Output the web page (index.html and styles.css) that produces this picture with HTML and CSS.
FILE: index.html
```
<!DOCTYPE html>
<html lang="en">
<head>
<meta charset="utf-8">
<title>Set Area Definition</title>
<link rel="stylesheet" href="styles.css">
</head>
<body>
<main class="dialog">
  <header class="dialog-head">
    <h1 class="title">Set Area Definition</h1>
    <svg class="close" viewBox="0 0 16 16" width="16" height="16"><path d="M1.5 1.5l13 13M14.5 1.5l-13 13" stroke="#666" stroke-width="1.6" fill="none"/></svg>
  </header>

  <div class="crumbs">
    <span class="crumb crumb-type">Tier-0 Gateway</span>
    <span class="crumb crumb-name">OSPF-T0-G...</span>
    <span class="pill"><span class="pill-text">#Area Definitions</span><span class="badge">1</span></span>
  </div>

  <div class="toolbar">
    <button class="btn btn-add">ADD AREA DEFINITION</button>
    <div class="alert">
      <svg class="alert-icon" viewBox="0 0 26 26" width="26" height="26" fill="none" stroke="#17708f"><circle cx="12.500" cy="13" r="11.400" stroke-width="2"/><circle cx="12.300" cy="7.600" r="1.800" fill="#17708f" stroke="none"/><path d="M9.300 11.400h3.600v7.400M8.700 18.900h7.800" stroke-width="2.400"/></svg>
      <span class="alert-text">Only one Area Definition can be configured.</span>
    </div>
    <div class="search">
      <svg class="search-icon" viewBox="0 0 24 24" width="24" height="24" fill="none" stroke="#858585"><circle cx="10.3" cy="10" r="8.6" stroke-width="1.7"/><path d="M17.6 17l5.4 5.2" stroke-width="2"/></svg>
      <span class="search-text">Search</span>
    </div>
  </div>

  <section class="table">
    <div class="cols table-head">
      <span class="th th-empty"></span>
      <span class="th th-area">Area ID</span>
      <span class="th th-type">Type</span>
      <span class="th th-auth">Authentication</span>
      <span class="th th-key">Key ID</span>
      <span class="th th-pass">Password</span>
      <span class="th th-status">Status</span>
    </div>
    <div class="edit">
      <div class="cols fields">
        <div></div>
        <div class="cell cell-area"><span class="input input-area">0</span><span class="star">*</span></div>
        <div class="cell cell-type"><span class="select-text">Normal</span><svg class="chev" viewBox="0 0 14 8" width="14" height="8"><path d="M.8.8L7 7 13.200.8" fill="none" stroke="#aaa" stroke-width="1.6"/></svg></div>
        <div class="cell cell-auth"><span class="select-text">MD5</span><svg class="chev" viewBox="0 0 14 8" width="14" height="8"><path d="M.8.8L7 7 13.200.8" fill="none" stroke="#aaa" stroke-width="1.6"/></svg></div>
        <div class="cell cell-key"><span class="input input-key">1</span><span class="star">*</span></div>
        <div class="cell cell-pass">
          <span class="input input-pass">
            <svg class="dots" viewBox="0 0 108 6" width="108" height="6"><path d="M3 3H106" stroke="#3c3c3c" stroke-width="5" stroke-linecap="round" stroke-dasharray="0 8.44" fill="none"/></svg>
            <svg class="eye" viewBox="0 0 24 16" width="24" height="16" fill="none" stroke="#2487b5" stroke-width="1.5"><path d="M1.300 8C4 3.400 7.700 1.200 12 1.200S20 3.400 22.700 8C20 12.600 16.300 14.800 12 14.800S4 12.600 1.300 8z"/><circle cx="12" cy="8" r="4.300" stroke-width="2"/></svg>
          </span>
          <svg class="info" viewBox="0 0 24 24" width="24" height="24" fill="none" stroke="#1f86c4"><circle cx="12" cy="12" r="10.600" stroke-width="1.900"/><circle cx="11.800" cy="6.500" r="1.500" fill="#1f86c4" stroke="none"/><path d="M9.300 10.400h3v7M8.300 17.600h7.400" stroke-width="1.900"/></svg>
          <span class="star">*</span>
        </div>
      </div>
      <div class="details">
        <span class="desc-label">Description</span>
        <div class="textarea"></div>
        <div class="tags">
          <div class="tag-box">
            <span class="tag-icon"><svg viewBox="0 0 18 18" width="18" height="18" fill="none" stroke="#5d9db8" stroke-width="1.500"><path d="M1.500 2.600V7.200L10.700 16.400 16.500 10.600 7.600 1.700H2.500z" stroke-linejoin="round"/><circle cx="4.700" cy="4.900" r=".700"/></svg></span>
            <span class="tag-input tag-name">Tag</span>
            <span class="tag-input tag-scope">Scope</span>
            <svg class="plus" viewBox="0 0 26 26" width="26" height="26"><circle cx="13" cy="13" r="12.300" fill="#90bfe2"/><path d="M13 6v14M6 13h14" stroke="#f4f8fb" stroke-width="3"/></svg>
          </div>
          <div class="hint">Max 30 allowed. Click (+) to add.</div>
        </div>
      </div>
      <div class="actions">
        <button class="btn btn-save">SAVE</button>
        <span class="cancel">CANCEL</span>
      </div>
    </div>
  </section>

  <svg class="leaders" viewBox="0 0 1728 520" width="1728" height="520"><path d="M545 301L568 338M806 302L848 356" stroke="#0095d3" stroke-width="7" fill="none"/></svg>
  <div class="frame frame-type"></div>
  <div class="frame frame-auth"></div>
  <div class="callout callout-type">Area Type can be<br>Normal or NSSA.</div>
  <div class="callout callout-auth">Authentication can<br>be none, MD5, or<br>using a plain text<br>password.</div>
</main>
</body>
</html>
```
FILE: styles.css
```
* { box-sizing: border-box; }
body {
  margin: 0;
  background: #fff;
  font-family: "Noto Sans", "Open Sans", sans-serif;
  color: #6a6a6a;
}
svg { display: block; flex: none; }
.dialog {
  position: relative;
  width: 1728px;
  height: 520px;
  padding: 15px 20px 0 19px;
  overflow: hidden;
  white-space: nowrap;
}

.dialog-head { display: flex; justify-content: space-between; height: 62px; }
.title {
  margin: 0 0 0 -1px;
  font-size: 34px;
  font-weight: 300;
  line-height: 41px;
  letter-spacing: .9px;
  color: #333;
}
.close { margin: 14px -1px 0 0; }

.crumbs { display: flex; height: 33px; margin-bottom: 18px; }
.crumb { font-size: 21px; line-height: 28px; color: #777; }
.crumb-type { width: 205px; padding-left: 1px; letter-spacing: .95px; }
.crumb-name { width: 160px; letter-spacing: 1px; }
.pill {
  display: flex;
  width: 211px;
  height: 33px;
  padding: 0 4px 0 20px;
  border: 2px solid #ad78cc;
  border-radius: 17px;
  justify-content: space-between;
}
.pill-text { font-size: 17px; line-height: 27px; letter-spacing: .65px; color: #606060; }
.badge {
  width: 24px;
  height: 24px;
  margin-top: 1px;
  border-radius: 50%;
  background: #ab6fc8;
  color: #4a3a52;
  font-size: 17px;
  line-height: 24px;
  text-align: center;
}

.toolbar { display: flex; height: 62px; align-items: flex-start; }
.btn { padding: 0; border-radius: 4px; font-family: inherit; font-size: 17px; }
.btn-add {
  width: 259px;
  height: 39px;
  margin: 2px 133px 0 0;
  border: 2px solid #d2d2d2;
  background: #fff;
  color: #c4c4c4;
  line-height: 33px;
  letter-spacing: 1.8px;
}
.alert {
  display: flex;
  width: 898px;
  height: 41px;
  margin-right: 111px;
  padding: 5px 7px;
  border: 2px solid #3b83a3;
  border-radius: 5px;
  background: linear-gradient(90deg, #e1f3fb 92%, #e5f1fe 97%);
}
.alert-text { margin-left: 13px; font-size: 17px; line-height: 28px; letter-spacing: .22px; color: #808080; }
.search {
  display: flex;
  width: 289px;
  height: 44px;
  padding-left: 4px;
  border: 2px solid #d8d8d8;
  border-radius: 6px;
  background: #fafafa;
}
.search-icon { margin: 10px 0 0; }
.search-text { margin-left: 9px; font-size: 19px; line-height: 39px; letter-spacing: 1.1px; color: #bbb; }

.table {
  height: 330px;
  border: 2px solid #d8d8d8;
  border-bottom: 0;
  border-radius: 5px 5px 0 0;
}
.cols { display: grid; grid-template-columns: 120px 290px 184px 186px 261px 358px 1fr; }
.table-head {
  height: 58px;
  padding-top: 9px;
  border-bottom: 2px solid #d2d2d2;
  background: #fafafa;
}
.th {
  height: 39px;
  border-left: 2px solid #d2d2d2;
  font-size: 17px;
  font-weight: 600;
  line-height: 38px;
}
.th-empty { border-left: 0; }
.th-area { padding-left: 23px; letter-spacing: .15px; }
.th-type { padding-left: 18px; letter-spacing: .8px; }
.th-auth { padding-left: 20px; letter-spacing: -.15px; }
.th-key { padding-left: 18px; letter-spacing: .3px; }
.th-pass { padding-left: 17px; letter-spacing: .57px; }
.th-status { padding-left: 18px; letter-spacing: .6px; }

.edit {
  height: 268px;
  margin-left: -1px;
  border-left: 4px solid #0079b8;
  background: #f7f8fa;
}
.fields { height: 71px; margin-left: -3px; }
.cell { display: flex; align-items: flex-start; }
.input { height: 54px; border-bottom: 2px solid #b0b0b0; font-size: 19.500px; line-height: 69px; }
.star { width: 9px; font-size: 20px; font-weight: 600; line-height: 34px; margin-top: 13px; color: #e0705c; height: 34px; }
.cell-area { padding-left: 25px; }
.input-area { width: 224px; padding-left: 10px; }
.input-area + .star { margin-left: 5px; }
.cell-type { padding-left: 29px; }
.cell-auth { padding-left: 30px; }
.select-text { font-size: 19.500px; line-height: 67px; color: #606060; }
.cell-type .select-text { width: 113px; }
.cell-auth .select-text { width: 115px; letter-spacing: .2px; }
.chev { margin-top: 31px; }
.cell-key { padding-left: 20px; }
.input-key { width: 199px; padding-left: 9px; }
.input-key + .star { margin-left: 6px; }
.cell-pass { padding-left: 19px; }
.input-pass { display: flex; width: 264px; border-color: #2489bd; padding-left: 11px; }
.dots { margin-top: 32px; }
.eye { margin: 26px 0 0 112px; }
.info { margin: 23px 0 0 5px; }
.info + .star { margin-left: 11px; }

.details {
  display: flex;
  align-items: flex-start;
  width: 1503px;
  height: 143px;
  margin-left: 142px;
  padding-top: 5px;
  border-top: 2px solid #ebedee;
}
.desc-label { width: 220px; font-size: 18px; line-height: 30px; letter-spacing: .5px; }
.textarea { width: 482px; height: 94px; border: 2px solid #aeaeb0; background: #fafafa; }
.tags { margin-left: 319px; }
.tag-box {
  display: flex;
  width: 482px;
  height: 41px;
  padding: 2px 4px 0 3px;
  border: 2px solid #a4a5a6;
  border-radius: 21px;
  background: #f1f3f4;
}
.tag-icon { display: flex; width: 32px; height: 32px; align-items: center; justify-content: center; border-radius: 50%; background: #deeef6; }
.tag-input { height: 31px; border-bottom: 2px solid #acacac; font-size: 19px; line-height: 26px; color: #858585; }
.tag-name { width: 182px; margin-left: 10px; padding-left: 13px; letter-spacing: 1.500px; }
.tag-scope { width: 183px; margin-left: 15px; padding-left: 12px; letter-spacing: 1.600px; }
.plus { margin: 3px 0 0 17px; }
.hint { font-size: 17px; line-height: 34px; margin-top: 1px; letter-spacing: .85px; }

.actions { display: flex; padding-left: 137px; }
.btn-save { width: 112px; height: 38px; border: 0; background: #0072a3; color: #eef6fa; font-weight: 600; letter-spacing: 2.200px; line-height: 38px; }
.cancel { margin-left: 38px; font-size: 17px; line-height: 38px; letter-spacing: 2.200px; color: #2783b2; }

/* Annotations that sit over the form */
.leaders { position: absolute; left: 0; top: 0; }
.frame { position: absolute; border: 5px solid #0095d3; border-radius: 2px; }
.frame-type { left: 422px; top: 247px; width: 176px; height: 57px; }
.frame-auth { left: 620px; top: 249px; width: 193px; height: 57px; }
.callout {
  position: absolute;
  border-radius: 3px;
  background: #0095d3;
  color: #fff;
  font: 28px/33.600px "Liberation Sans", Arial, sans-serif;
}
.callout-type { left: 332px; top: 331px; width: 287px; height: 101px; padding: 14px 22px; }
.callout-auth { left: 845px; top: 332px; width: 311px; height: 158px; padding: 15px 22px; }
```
■ ■ ■
§ **TASK TO CARRY OUT**
Say, as a number only, how many lines of the data contain "that".

§ **CORRECT ANSWER**
2